WHAT IS EXPECTED
Copy out each line below that has the word "this" in it.

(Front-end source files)

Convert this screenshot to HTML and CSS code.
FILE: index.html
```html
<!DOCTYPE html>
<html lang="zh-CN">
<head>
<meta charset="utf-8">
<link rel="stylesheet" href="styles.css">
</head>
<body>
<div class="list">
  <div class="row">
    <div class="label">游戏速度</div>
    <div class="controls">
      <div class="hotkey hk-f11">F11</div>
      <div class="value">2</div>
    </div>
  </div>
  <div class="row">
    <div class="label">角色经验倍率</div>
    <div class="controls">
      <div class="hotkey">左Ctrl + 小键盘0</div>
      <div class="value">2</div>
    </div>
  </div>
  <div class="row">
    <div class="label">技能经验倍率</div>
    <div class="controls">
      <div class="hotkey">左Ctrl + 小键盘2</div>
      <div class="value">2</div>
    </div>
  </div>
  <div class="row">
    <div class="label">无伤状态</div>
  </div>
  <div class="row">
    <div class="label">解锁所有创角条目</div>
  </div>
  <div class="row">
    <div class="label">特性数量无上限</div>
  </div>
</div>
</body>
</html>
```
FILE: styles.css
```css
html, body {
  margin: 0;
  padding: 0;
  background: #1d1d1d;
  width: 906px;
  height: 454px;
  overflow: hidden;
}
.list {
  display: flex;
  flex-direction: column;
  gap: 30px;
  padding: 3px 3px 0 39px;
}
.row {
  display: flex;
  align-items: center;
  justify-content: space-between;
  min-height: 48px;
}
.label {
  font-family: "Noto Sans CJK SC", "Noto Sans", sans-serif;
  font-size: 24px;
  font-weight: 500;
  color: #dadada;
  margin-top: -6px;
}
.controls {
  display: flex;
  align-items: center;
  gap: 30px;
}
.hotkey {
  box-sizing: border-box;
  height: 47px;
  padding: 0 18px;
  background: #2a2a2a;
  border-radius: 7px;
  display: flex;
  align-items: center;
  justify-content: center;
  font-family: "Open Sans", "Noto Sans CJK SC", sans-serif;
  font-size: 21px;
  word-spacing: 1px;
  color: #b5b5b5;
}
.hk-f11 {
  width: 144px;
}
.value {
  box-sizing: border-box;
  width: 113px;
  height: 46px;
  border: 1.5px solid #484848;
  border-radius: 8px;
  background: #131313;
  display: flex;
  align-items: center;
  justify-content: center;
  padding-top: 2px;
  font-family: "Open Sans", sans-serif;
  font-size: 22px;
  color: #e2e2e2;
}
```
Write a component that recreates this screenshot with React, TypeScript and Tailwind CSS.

RESPONSE
Convert this screenshot to HTML and CSS code.
Write a component that recreates this screenshot with React, TypeScript and Tailwind CSS.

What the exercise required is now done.